Human vs. LLM Performance: Human participants consistently outperform LLMs in categories that require intuitive reasoning, such as Phonological Alternations and Pragmatics. The paper suggests this discrepancy is due to the human ability to integrate spoken language experiences and nuanced phonological rules naturally, capabilities that current LLMs lack.
Incorporation of Experiential Knowledge: Experimental augmentation of LLMs with experiential knowledge analogous to human cognitive processes, such as pronunciation information and morphological decomposition, showed significant performance improvements. This underscores an avenue for enhancing LLM linguistic competence by embedding real-world experiential dynamics into their training paradigms.

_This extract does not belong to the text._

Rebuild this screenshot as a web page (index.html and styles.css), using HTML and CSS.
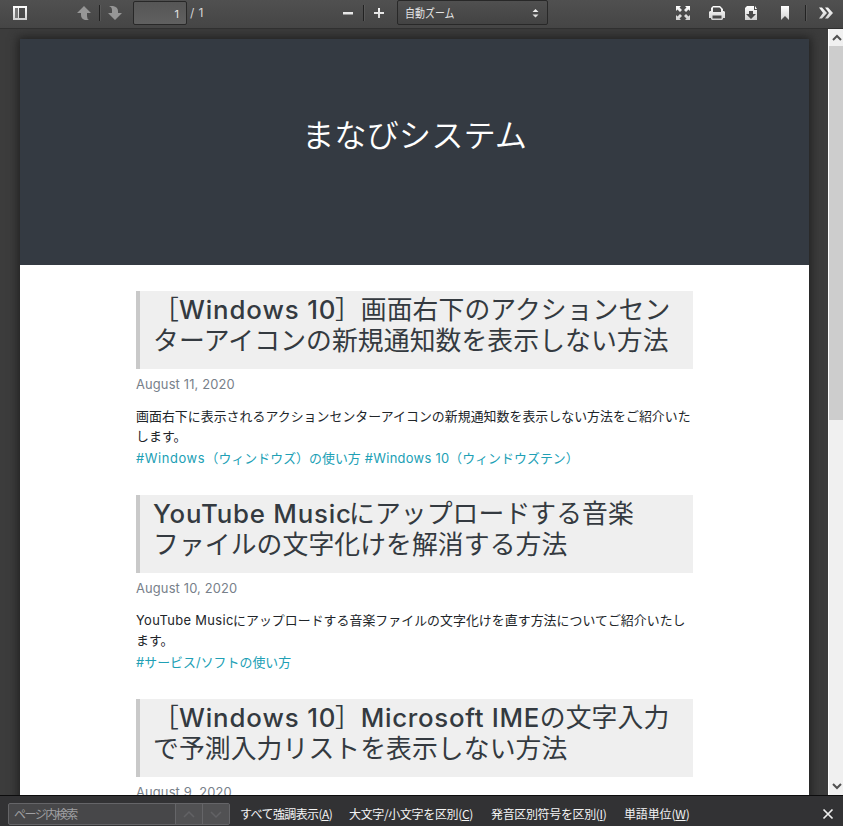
FILE: index.html
```html
<!DOCTYPE html>
<html lang="ja">
<head>
<meta charset="utf-8">
<title>まなびシステム</title>
<link rel="stylesheet" href="styles.css">
</head>
<body>
<div class="viewer">
  <header class="toolbar">
    <svg class="icons" width="843" height="29" viewBox="0 0 843 29">
      <defs>
        <linearGradient id="metal" x1="0" y1="6" x2="0" y2="21" gradientUnits="userSpaceOnUse"><stop offset="0" stop-color="#fff"/><stop offset="1" stop-color="#ccc"/></linearGradient>
      </defs>
      <g fill="url(#metal)">
        <path fill-rule="evenodd" d="M13 6h14v14H13zM15 8v10h3V8zM19 8v10h6V8z"/>
        <path fill="#777" d="M15 8h3v10h-3z"/>
        <path fill="#969696" d="M84 6l7 7h-4v3q0 3 2 4h-4q-4-1-4-5v-2h-4z"/>
        <path fill="#969696" d="M109 6h4q5 1 5 5v2h4l-7 7-7-7h4v-3q0-3-3-4z"/>
        <path d="M343 12h10v2.500h-10zM374 12h4V8h2v4h4v2h-4v4h-2v-4h-4z"/>
        <path d="M532.500 12l3-3 3 3zM532.500 14.500h6l-3 3z"/>
        <path d="M676 6h5l-1.500 1.500L682 10l-2 2-2.500-2.500L676 11zM690 6v5l-1.500-1.500L686 12l-2-2 2.500-2.500L685 6zM676 20v-5l1.500 1.500L680 14l2 2-2.500 2.500L681 20zM690 20h-5l1.500-1.500L684 16l2-2 2.500 2.500L690 15z"/>
        <path fill-rule="evenodd" d="M711 11V8l2-2h7l3 3v2h1l1 1v6h-2v1l-1 1h-10l-1-1v-1h-2v-6l1-1zM713 7.500V12h8V9l-1.500-1.500zM712.500 15.500v3h9v-3z"/>
        <path fill-rule="evenodd" d="M745 8l2-2h7v4h3v10h-12zM749 11v3h-3l5 5 5-5h-3v-3zM755 6l2 3h-2z"/>
        <path d="M781 6h8v14l-4-4-4 4z"/>
        <path d="M819 7.500h3l5 5.500-5 5.500h-3l4-5.500zM825 7.500h3l5 5.500-5 5.500h-3l4-5.500z"/>
      </g>
      <path stroke="#222" d="M99.500 5v16M363.500 5v16M805.500 5v16"/>
      <path stroke="#666" d="M100.500 5v16M364.500 5v16M806.500 5v16" opacity=".5"/>
    </svg>
    <div class="pagebox">1</div>
    <div class="pages">/ 1</div>
    <div class="zoom"><span>自動ズーム</span></div>
  </header>
  <div class="stage">
    <main class="sheet">
      <div class="hero"><h1>まなびシステム</h1></div>
      <div class="list">
        <article>
          <h2>［<span class="lat w1">Windows 10</span>］画面右下のアクションセン<br>ターアイコンの新規通知数を表示しない方法</h2>
          <div class="date">August 11, 2020</div>
          <p>画面右下に表示されるアクションセンターアイコンの新規通知数を表示しない方法をご紹介いた<br>します。</p>
          <div class="tags"><a><span class="lat t1">#Windows</span>（ウィンドウズ）の使い方</a><a class="second"><span class="lat t2">#Windows 10</span>（ウィンドウズテン）</a></div>
        </article>
        <article>
          <h2><span class="lat w2">YouTube Music</span>にアップロードする音楽<br>ファイルの文字化けを解消する方法</h2>
          <div class="date">August 10, 2020</div>
          <p><span class="lat b1">YouTube Music</span>にアップロードする音楽ファイルの文字化けを直す方法についてご紹介いたし<br>ます。</p>
          <div class="tags"><a>#サービス/ソフトの使い方</a></div>
        </article>
        <article>
          <h2>［<span class="lat w1">Windows 10</span>］<span class="lat w3">Microsoft IME</span>の文字入力<br>で予測入力リストを表示しない方法</h2>
          <div class="date">August 9, 2020</div>
        </article>
      </div>
    </main>
    <div class="scroll">
      <svg width="14" height="17"><path d="M4 11l4-4 4 4" fill="none" stroke="#505050" stroke-width="2"/></svg>
      <div class="thumb"></div>
      <svg class="down" width="14" height="17"><path d="M4 6l4 4 4-4" fill="none" stroke="#505050" stroke-width="2"/></svg>
    </div>
  </div>
  <footer class="findbar">
    <div class="find"><span class="query">ページ内検索</span><span class="step"><svg width="26" height="20"><path d="M8 13l5-5 5 5" fill="none" stroke="#626265" stroke-width="1.500"/></svg></span><span class="step"><svg width="26" height="20"><path d="M8 8l5 5 5-5" fill="none" stroke="#626265" stroke-width="1.500"/></svg></span></div>
    <div class="opt o1">すべて強調表示(<u>A</u>)</div>
    <div class="opt o2">大文字/小文字を区別(<u>C</u>)</div>
    <div class="opt o3">発音区別符号を区別(<u>I</u>)</div>
    <div class="opt o4">単語単位(<u>W</u>)</div>
    <svg class="close" width="12" height="12"><path d="M1.500 1.500l9 9M10.500 1.500l-9 9" stroke="#eee" stroke-width="1.700"/></svg>
  </footer>
</div>
</body>
</html>
```
FILE: styles.css
```css
* { box-sizing: border-box; }
body { margin: 0; font-family: Inter, "Noto Sans CJK JP", sans-serif; }
.viewer { width: 843px; height: 826px; display: flex; flex-direction: column; overflow: hidden; background: #3c3c3c; }
.toolbar { position: relative; height: 29px; flex: none; display: flex; align-items: flex-start; padding-left: 133px; background: linear-gradient(#505050, #454545); border-bottom: 1px solid #303030; color: #e4e4e4; font-size: 12px; }
.icons { position: absolute; left: 0; top: 0; z-index: 1; pointer-events: none; }
.pagebox { width: 54px; height: 24px; margin-top: 1px; padding-right: 7px; border: 1px solid #282828; border-radius: 2px; background: linear-gradient(#565656, #606060); text-align: right; line-height: 24px; font-size: 11px; }
.pages { width: 210px; padding-left: 3px; line-height: 26px; font-size: 12px; color: #d5d5d5; letter-spacing: .4px; }
.zoom { width: 151px; height: 25px; border: 1px solid #282828; border-radius: 2px; background: linear-gradient(#505050, #434343); padding-left: 7px; line-height: 24px; font-family: "Noto Sans CJK JP", sans-serif; white-space: nowrap; }
.zoom span { display: inline-block; transform: scaleX(.83); transform-origin: left; }
.stage { flex: 1; min-height: 0; display: flex; overflow: hidden; background: #3c3c3c; padding: 10px 0 0 20px; }
.sheet { width: 789px; height: 900px; flex: none; background: #fff; box-shadow: 0 0 9px 2px #202020; }
.hero { height: 226px; background: #343a42; color: #fff; text-align: center; padding-top: 70px; }
h1 { margin: 0; font: 350 32.300px/48px "Noto Sans CJK JP", sans-serif; }
.list { padding: 26px 116px 0; color: #212529; }
article { height: 204px; }
h2 { margin: 0; height: 78px; border-left: 4px solid #c9c9c9; background: #efefef; padding: 3px 0 0 13px; font-family: Inter, "Noto Sans CJK JP", sans-serif; font-size: 25.800px; line-height: 31px; font-weight: 400; letter-spacing: .1px; color: #343a40; white-space: nowrap; font-feature-settings: "calt" 0; }
.lat { display: inline-block; white-space: nowrap; }
h2 .lat { font-weight: 500; }
.w1 { width: 156px; letter-spacing: .9px; }
.w2 { width: 196px; letter-spacing: .8px; }
.w3 { width: 179px; letter-spacing: .7px; }
.date { margin-top: 6px; font-size: 12.900px; line-height: 20px; color: #77808a; white-space: pre; letter-spacing: .15px; }
p { margin: 12px 0 0; font-size: 12.900px; line-height: 20px; white-space: nowrap; letter-spacing: .05px; }
.tags { display: flex; gap: 4px; margin-top: 2px; font-size: 12.900px; line-height: 20px; color: #20a0b5; white-space: nowrap; letter-spacing: .05px; }
.t1 { width: 69.500px; letter-spacing: .6px; }
.t2 { width: 84.500px; letter-spacing: .3px; }
.b1 { width: 97px; letter-spacing: .35px; }
.scroll { width: 15px; margin: -10px 0 0 19px; border-left: 1px solid #fff; background: #f0f0f0; display: flex; flex-direction: column; flex: none; }
.scroll svg { display: block; flex: none; }
.thumb { height: 374px; background: #cdcdcd; }
.down { margin-top: auto; }
.findbar { position: relative; height: 31px; flex: none; display: flex; align-items: center; border-top: 1px solid #0c0c0d; background: #323234; color: #f4f4f4; font: 12px/20px "Noto Sans CJK JP", sans-serif; padding: 6px 9px 0 8px; }
.find { width: 222px; height: 22px; display: flex; border: 1px solid #656568; border-radius: 2px; background: #474749; color: #a0a0a3; }
.query { width: 167px; padding-left: 5px; white-space: nowrap; letter-spacing: -1.500px; }
.step { width: 27px; border-left: 1px solid #656568; background: #515153; }
.opt { white-space: nowrap; flex: none; }
.o1 { margin-left: 10px; width: 109px; letter-spacing: -.6px; }
.o2 { width: 142px; letter-spacing: -.35px; }
.o3 { width: 133px; letter-spacing: -.35px; }
.o4 { width: 80px; letter-spacing: -.15px; }
.close { margin-left: auto; }
```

Implications and Future Directions

The KoGEM benchmark serves as a detailed framework for understanding the linguistic prowess of LLMs and identifying areas wherein they may benefit from further refinement and real-world grounding. This research can inform future developments in AI, particularly in enhancing LLM architecture to mimic human-like language processing capabilities. By expanding similar benchmarks to other languages, researchers could bolster the multilingual capacities of LLMs, reflecting broader linguistic nuances.

Moreover, these findings highlight the potential value of integrating multimodal learning and experiential knowledge embeddings into LLM training regimens. This aligns with the theoretical proposition that linguistic competence should not solely depend on extensive text-only datasets but should encompass richer, context-aware cognitive paradigms akin to human language acquisition.

In conclusion, KoGEM's comprehensive, category-specific analysis of Korean grammar provides an essential glimpse into the limitations and prospective areas for enhancement within LLMs, paving the way for more nuanced, linguistically adept AI systems.